Health care research: too much?
2015
2015-08-18-WP-scientists-are-trying-to-figure-out-the-best-ways-to-spend-money-on-science
Scientists are trying to figure out the best way to spend money on scienceBy Carolyn Johnson
Washington Post WongBlog, 2015-08-18
A provocative new study by two biologists appears at first glance to highlight a worrisome paradox: As the nation's investment in the science that underlies new therapies has increased over the past half century, the output that we actually care about most -- advances in health -- appears to be slipping.
If the federal investment in biomedical research is really getting less efficient over time by yielding fewer new drugs and additional years of life, that would be a clear call to reexamine policy. After all, the goal of the roughly $30 billion spent by the National Institutes of Health each year isn't merely to provide jobs for scientists and create reams of erudite scientific papers, but to help people live longer and better. But the analysis, published Monday in the Proceedings of the National Academy of Sciences, raises far more questions than it answers and may in fact reveal how little we know about how to measure the bang for our buck when it comes to funding the insights and innovations that improve health.
"I remember wondering if the pace of innovation from 1950 to 1980, when we only knew a certain amount [about biology], had been faster than the pace of innovation between 1980 and 2010," said Arturo Casadevall, chair of the department of molecular microbiology and immunology at Johns Hopkins Bloomberg School of Public Health. "Thinking of all the things that were found between 1950 and 1980: blood pressure medicines, antibiotics, heart transplants… and that had been learned with only a very limited amount of knowledge compared to what we know now. And I kept thinking, could things be slowing?"

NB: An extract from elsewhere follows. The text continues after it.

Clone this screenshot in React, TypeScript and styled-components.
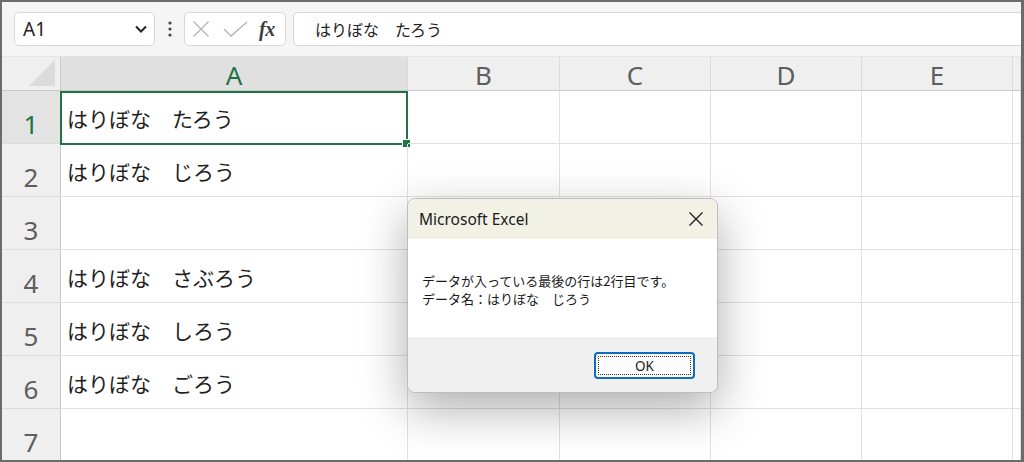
import React from 'react'
import styled, { createGlobalStyle } from 'styled-components'

const GlobalStyle = createGlobalStyle`
  html, body { margin:0; padding:0; background:#fff; }
  body { font-family: "Noto Sans", "Noto Sans CJK JP", sans-serif; }
  * { box-sizing: border-box; }
`

const columns = ['A', 'B', 'C', 'D', 'E', '']
const cells = [
  'はりぼな　たろう',
  'はりぼな　じろう',
  '',
  'はりぼな　さぶろう',
  'はりぼな　しろう',
  'はりぼな　ごろう',
  '',
]

const App = () => {
  return (
    <>
      <GlobalStyle />
      <Frame>
        <FormulaBar>
          <NameBox>
            <span>A1</span>
            <svg width="14" height="10" viewBox="0 0 14 10">
              <polyline points="2,2.5 7,7.5 12,2.5" fill="none" stroke="#222" strokeWidth="2" />
            </svg>
          </NameBox>
          <Dots width="8" height="20" viewBox="0 0 8 20">
            <circle cx="4" cy="4" r="1.6" fill="#444" />
            <circle cx="4" cy="10" r="1.6" fill="#444" />
            <circle cx="4" cy="16" r="1.6" fill="#444" />
          </Dots>
          <IconBox>
            <svg width="18" height="18" viewBox="0 0 18 18">
              <path d="M1.5 1.5 L16.5 16.5 M16.5 1.5 L1.5 16.5" stroke="#b3b3b3" strokeWidth="1.3" fill="none" />
            </svg>
            <svg width="25" height="16" viewBox="0 0 25 16">
              <polyline points="1,8 8,15 24,1" stroke="#b3b3b3" strokeWidth="1.3" fill="none" />
            </svg>
            <Fx>fx</Fx>
          </IconBox>
          <FormulaInput>はりぼな　たろう</FormulaInput>
        </FormulaBar>

        <Sheet>
          <Corner>
            <svg width="26" height="26" viewBox="0 0 26 26">
              <polygon points="26,0 26,26 0,26" fill="#dbdbdb" />
            </svg>
          </Corner>
          {columns.map((c, i) => (
            <ColHeader key={'h' + i} $selected={c === 'A'}>{c}</ColHeader>
          ))}
          {cells.map((text, r) => (
            <React.Fragment key={r}>
              <RowHeader $selected={r === 0}>{r + 1}</RowHeader>
              {columns.map((_, c) => (
                <Cell key={c} $active={r === 0 && c === 0}>
                  {c === 0 ? text : ''}
                </Cell>
              ))}
            </React.Fragment>
          ))}
        </Sheet>

        <Dialog>
          <TitleBar>
            <span>Microsoft Excel</span>
            <svg width="16" height="16" viewBox="0 0 16 16">
              <path d="M1.5 1.5 L14.5 14.5 M14.5 1.5 L1.5 14.5" stroke="#1f1f1f" strokeWidth="1.4" fill="none" />
            </svg>
          </TitleBar>
          <DialogBody>
            <div>データが入っている最後の行は2行目です。</div>
            <div>データ名：はりぼな　じろう</div>
          </DialogBody>
          <DialogFooter>
            <OkButton>
              <FocusRing>OK</FocusRing>
            </OkButton>
          </DialogFooter>
        </Dialog>
      </Frame>
    </>
  )
}

const Frame = styled.div`
  position:relative;
  width:1024px;
  height:462px;
  border:2px solid #6b6b6b;
  border-right-width:3px;
  overflow:hidden;
  background:#fff;
`

const FormulaBar = styled.div`
  display:flex;
  align-items:center;
  height:55px;
  padding:0 0 0 12px;
  background:#f5f5f5;
  border-bottom:1px solid #e4e4e4;
`

const NameBox = styled.div`
  display:flex;
  align-items:center;
  justify-content:space-between;
  width:141px;
  height:34px;
  padding:0 6px 0 8px;
  background:#fff;
  border:1px solid #d8d8d8;
  border-radius:5px;
  font-size:19px;
  color:#222;
`

const Dots = styled.svg`
  margin:0 10px 0 11px;
`

const IconBox = styled.div`
  display:flex;
  align-items:center;
  width:102px;
  height:34px;
  padding:0 0 0 7px;
  gap:13px;
  background:#fff;
  border:1px solid #d8d8d8;
  border-radius:5px;
`

const Fx = styled.span`
  font-family:"Liberation Serif", "DejaVu Serif", serif;
  font-style:italic;
  font-weight:bold;
  font-size:20px;
  color:#3c3c3c;
  margin-left:-2px;
  letter-spacing:-0.5px;
`

const FormulaInput = styled.div`
  flex:1;
  display:flex;
  align-items:center;
  height:34px;
  margin-left:7px;
  padding-left:21px;
  background:#fff;
  border:1px solid #d8d8d8;
  border-right:none;
  border-radius:5px 0 0 5px;
  font-family:"Noto Sans CJK JP", sans-serif;
  font-size:16px;
  color:#222;
`

const Sheet = styled.div`
  display:grid;
  grid-template-columns:59px 347px 152px 151px 151px 151px 1fr;
  grid-template-rows:34px repeat(7, 53px);
`

const Corner = styled.div`
  display:flex;
  align-items:flex-end;
  justify-content:flex-end;
  padding:0 5px 4px 0;
  background:#efefef;
  border-right:1px solid #c9c9c9;
  border-bottom:1px solid #c9c9c9;
`

const ColHeader = styled.div<{ $selected?: boolean }>`
  display:flex;
  align-items:center;
  justify-content:center;
  background:${p => (p.$selected ? '#e0e0e0' : '#efefef')};
  color:${p => (p.$selected ? '#1e7145' : '#5e5e5e')};
  border-right:1px solid #dadada;
  border-bottom:1px solid #c9c9c9;
  font-size:26px;
  line-height:1;
  padding-top:2px;
`

const RowHeader = styled.div<{ $selected?: boolean }>`
  display:flex;
  align-items:center;
  justify-content:center;
  padding-top:13px;
  background:${p => (p.$selected ? '#e3e3e3' : '#efefef')};
  color:${p => (p.$selected ? '#1e7145' : '#5e5e5e')};
  border-right:1px solid #c9c9c9;
  border-bottom:1px solid #dcdcdc;
  font-size:26px;
  line-height:1;
`

const Cell = styled.div<{ $active?: boolean }>`
  position:relative;
  display:flex;
  align-items:center;
  padding:1px 0 0 6px;
  border-right:1px solid #e1e1e1;
  border-bottom:1px solid #e1e1e1;
  font-family:"Noto Sans CJK JP", sans-serif;
  font-size:21px;
  color:#1f1f1f;
  white-space:nowrap;

  ${p => p.$active && `
    &::before {
      content:'';
      position:absolute;
      left:-1px; top:0; right:-1px; bottom:-2px;
      border:2px solid #217346;
    }
    &::after {
      content:'';
      position:absolute;
      right:-4px; bottom:-5px;
      width:7px; height:7px;
      background:#217346;
      border:1px solid #fff;
    }
  `}
`

const Dialog = styled.div`
  position:absolute;
  left:405px;
  top:196px;
  width:311px;
  height:195px;
  display:flex;
  flex-direction:column;
  border:1px solid #bdbdbd;
  border-radius:8px;
  overflow:hidden;
  box-shadow:0 16px 48px rgba(0,0,0,0.32);
  background:#f0f0f0;
`

const TitleBar = styled.div`
  display:flex;
  align-items:center;
  justify-content:space-between;
  height:40px;
  padding:0 13px 0 11px;
  background:#f2f1e6;
  font-size:15.5px;
  color:#1a1a1a;
`

const DialogBody = styled.div`
  height:98px;
  padding:33px 0 0 14px;
  background:#fff;
  font-family:"Noto Sans CJK JP", sans-serif;
  font-size:13px;
  line-height:18px;
  color:#1a1a1a;
`

const DialogFooter = styled.div`
  flex:1;
  display:flex;
  justify-content:flex-end;
  align-items:flex-start;
  padding:15px 22px 0 0;
  background:#f0f0f0;
`

const OkButton = styled.div`
  width:101px;
  height:27px;
  padding:2px;
  background:#fdfdfd;
  border:2px solid #0f6cbd;
  border-radius:4px;
`

const FocusRing = styled.div`
  height:100%;
  display:flex;
  align-items:center;
  justify-content:center;
  border:1px dotted #333;
  font-size:13.5px;
  color:#1a1a1a;
`

export default App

Casadevall and graduate student Anthony Bowen used a pretty straightforward technique to try and answer the question. They compared the NIH budget, adjusted for inflation, with the number of new drugs approved by the Food and Drug Administration and the increases in life expectancy in the U.S. population over the same time period.
Those crude health measures didn't keep pace with the research investment. Funding increased four-fold since 1965, but the number of drugs only doubled. Life expectancy increased steadily, by two months per year.
But Pierre Azoulay, an economist at the Massachusetts Institute of Technology Sloan School of Management who has spent several years trying to answer the same question said that although the study is well-intentioned, it is rife with limitations and assumptions. For example, new drugs or life expectancy improvements will lag the science that lays the foundation for them, often by years or even decades. So examining the NIH budget year by year and comparing it to the number of drug approvals in that same year isn't a good measure of whether the investment is working.
"The question is whether that’s an interesting thing and whether that’s a policy-relevant fact. I would say not," Azoulay said. "I would say it is possible the productivity of biomedical research expenditures has been going down over time. It’s not outside the realm of possibilities, but we’re not going to learn whether this is a fact from this study."
Azoulay pointed out a number of other limitations . Although the researchers adjusted for inflation, they didn't take into account the increased cost of doing research. They didn't look at investment by the private sector. The research team did acknowledge that gains in life expectancy are harder to make when the average lifespan has increased due to previous success. But what this study -- and a handful of others published over the past few years -- may bring to light is not a stark drop in the efficiency of the U.S. federal expenditure on biomedical science, but our stunningly imperfect understanding of how to measure the return on the investment.
"NIH agrees that it is critical to assess whether progress in biomedical research is achieving its ultimately desired outcome – better health for the nation and the world," Francis Collins, the director of the NIH, said in a statement. "That is, however, a challenging task, and previous published economic analyses of the return on investment for NIH-supported research have led to radically different conclusions."
For example, a 2009 study in the same journal that examined research funding over 50 years in separate categories. In four disease areas -- cardiovascular disease, stroke, cancer and diabetes -- as research money flowed in, the mortality rates decreased.
Casadevall and Bowen said in an interview that their data is too premature to shape policy, but both believe it is important for scientists to begin to use the tools of science to understand how to make the best possible investments.
One possible interpretation of their data, Casadevall said, is that it has gotten tougher to make gains in life expectancy or new drugs because the easier diseases have been solved, leaving the trickiest ones -- such as Alzehimer's and Parkinson's -- to be unraveled. That might suggest that more investment will be needed to make progress.
However, the broader question of whether the federal expenditure on research really leads to gains in health is a crucial and sometimes divisive one. Calls for an expansion in funding for biomedical research have become pervasive as scientists find their livelihoods threatened by years of flat funding from the federal government, and they passionately argue that funding cuts will ultimately stall advances in medicine. Some critics believe that the underlying premise -- that more research money means more breakthroughs and better health -- needs to be more scientifically examined.
"I think where we need to start is here," said Daniel Sarewitz, a professor of science and society at Arizona State University. " We’re still in the grip of this silly belief if you pour more money into knowledge creation, you’ll get more benefit. Let’s have a conversation about the kinds of institutions we really need."